American Association for Aerosol Research - Abstract Submission

AAAR 38th Annual Conference
October 5 - October 9, 2020

Virtual Conference

Abstract View


Diurnal and Seasonal Variations of Secondary Organic Aerosol Phase State over the Continent US Simulated in CMAQ

YING LI, Annmarie Carlton, Kirk Baker, Manabu Shiraiwa, University of California, Irvine

     Abstract Number: 328
     Working Group: Aerosol Physics

Abstract
Secondary organic aerosol (SOA) accounts for a substantial portion of atmospheric particulate matter. Accurate descriptions of formation and evolution of SOA remain a grand challenge in air quality models in which SOA particles have often been assumed to be homogeneous and well-mixed liquids and the semi-volatile oxidation products rapidly establish a gas-particle equilibrium partitioning. Recent laboratory experiments and atmospheric measurements, however, have demonstrated that SOA can occur in amorphous solid or semi-solid phase states, which may result in kinetic limitations in gas-particle partitioning. A phase transition between amorphous solid and semi-solid state occurs at glass transition temperature (Tg), which can be predicted based on organic molecular composition (Shiraiwa et al., 2017; Li et al., 2020). In this study we simulate Tg and SOA phase state over the contiguous US in 2016 using the Community Multiscale Air Quality (CMAQ) model to investigate potential locations where thermodynamic gas-particle partitioning should be more thoroughly evaluated.

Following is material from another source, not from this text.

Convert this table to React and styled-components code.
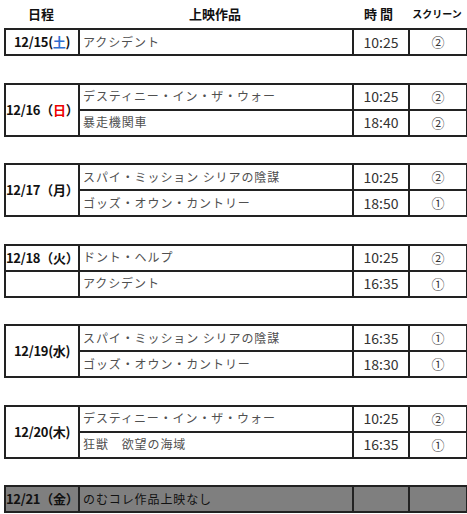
import React from "react";
import styled, { createGlobalStyle } from "styled-components";

const GlobalStyle = createGlobalStyle`
  body {
    margin: 0;
    background: #fff;
    font-family: "Noto Sans CJK JP", "Noto Sans", sans-serif;
  }
`;

const Page = styled.div`
  width: 463px;
  padding: 0 0 0 4px;
`;

const HeaderRow = styled.div`
  display: grid;
  grid-template-columns: 74px 274px 56px 58px;
  height: 28px;
  align-items: center;
  font-weight: bold;
  color: #111;
`;

const HeaderCell = styled.div`
  text-align: center;
  font-size: ${(p) => (p.$small ? "10px" : "13px")};
  letter-spacing: ${(p) => p.$spacing || "0"};
  line-height: 1.2;
`;

const Block = styled.table`
  border-collapse: collapse;
  table-layout: fixed;
  width: 462px;
  margin-bottom: 26.5px;
  background: ${(p) => (p.$closed ? "#7f7f7f" : "#fff")};

  &:last-child {
    margin-bottom: 0;
  }
`;

const Row = styled.tr`
  height: 26px;
`;

const Cell = styled.td`
  border: 2px solid #222;
  padding: 0;
  line-height: 1.2;
  vertical-align: middle;
`;

const DateCell = styled(Cell)`
  text-align: center;
  font-size: 13px;
  font-weight: bold;
  color: #111;
  white-space: nowrap;
  letter-spacing: -0.3px;
`;

const TitleCell = styled(Cell)`
  padding-left: 3px;
  font-size: 12px;
  letter-spacing: 0.9px;
  color: ${(p) => (p.$closed ? "#111" : "#505050")};
  white-space: nowrap;
`;

const TimeCell = styled(Cell)`
  text-align: center;
  font-size: 14px;
  color: #333;
`;

const ScreenCell = styled(Cell)`
  text-align: center;
  font-size: 13px;
  color: #333;
`;

const Weekday = styled.span`
  color: ${(p) => (p.$tone === "sat" ? "#2f6fd1" : p.$tone === "sun" ? "#e00" : "inherit")};
`;

const days = [
  {
    date: "12/15",
    open: "(",
    close: ")",
    wd: "土",
    tone: "sat",
    shows: [{ title: "アクシデント", time: "10:25", screen: "②" }],
  },
  {
    date: "12/16",
    open: "（",
    close: "）",
    wd: "日",
    tone: "sun",
    shows: [
      { title: "デスティニー・イン・ザ・ウォー", time: "10:25", screen: "②" },
      { title: "暴走機関車", time: "18:40", screen: "②" },
    ],
  },
  {
    date: "12/17",
    open: "（",
    close: "）",
    wd: "月",
    shows: [
      { title: "スパイ・ミッション シリアの陰謀", time: "10:25", screen: "②" },
      { title: "ゴッズ・オウン・カントリー", time: "18:50", screen: "①" },
    ],
  },
  {
    date: "12/18",
    open: "（",
    close: "）",
    wd: "火",
    split: true,
    shows: [
      { title: "ドント・ヘルプ", time: "10:25", screen: "②" },
      { title: "アクシデント", time: "16:35", screen: "①" },
    ],
  },
  {
    date: "12/19",
    open: "(",
    close: ")",
    wd: "水",
    shows: [
      { title: "スパイ・ミッション シリアの陰謀", time: "16:35", screen: "①" },
      { title: "ゴッズ・オウン・カントリー", time: "18:30", screen: "①" },
    ],
  },
  {
    date: "12/20",
    open: "(",
    close: ")",
    wd: "木",
    shows: [
      { title: "デスティニー・イン・ザ・ウォー", time: "10:25", screen: "②" },
      { title: "狂獣　欲望の海域", time: "16:35", screen: "①" },
    ],
  },
  {
    date: "12/21",
    open: "（",
    close: "）",
    wd: "金",
    closed: true,
    shows: [{ title: "のむコレ作品上映なし", time: "", screen: "" }],
  },
];

const DayBlock = ({ day }) => {
  const label = (
    <>
      {day.date}
      {day.open}
      <Weekday $tone={day.tone}>{day.wd}</Weekday>
      {day.close}
    </>
  );
  return (
    <Block $closed={day.closed}>
      <colgroup>
        <col style={{ width: 74 }} />
        <col style={{ width: 274 }} />
        <col style={{ width: 56 }} />
        <col style={{ width: 58 }} />
      </colgroup>
      <tbody>
        {day.shows.map((s, i) => (
          <Row key={i}>
            {i === 0 && (
              <DateCell rowSpan={day.split ? 1 : day.shows.length}>{label}</DateCell>
            )}
            {i > 0 && day.split && <DateCell />}
            <TitleCell $closed={day.closed}>{s.title}</TitleCell>
            <TimeCell>{s.time}</TimeCell>
            <ScreenCell>{s.screen}</ScreenCell>
          </Row>
        ))}
      </tbody>
    </Block>
  );
};

export default function App() {
  return (
    <Page>
      <GlobalStyle />
      <HeaderRow>
        <HeaderCell>日程</HeaderCell>
        <HeaderCell>上映作品</HeaderCell>
        <HeaderCell $spacing="3px">時間</HeaderCell>
        <HeaderCell $small>スクリーン</HeaderCell>
      </HeaderRow>
      {days.map((d) => (
        <DayBlock key={d.date} day={d} />
      ))}
    </Page>
  );
}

Simulations show that Tg and SOA viscosity are higher in the west than the eastern US which is due to higher mass fractions of accretion products and lower relative humidity in the western US. SOA viscosity is predicted to be higher in the daytime than the nighttime, and higher in Spring than other seasons. The diurnal and seasonal variations in SOA viscosity are substantially smaller than the difference between the viscosity in the western and eastern US. Vertical profiles show that SOA occur mainly as semi-solid and solid in the middle and upper troposphere, consistent with our previous global simulations (Shiraiwa et al., 2017).

References:
[1] Shiraiwa, et al. (2017), Global distribution of particle phase state in atmospheric secondary organic aerosols, Nat. Commun., 8:15002.
[2] Li, et al. (2020), Predictions of the glass transition temperature and viscosity of organic aerosols by volatility distributions, Atmos. Chem. Phys., https://doi.org/10.5194/acp-2019-1132, accepted.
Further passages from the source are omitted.